* Begin *
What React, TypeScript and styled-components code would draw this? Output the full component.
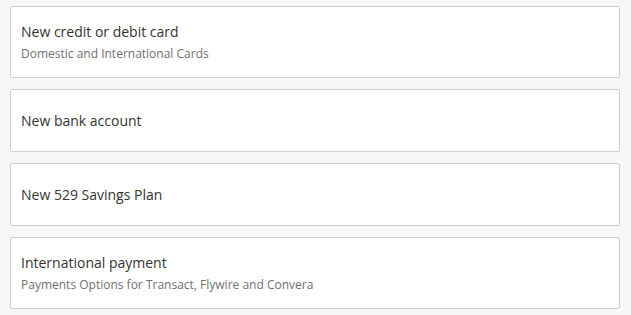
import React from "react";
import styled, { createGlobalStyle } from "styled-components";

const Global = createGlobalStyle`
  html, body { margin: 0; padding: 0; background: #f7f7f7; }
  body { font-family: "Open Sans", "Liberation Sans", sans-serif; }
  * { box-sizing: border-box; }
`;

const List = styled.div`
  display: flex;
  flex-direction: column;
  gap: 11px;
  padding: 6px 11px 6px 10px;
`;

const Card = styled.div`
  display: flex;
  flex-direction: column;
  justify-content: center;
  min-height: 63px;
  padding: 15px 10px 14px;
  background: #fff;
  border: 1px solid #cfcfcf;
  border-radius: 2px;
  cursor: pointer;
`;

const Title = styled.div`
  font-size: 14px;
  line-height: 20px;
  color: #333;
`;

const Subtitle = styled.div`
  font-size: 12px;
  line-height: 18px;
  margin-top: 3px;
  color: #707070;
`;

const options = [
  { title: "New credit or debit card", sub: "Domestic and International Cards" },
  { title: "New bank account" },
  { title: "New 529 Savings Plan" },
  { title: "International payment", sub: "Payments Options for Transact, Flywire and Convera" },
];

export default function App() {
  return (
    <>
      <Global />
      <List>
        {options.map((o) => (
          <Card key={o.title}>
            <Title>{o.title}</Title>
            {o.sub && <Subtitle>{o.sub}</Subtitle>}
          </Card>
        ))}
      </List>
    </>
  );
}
* End *
How many of the lines above include the string "components"? Reply with the number by itself.

2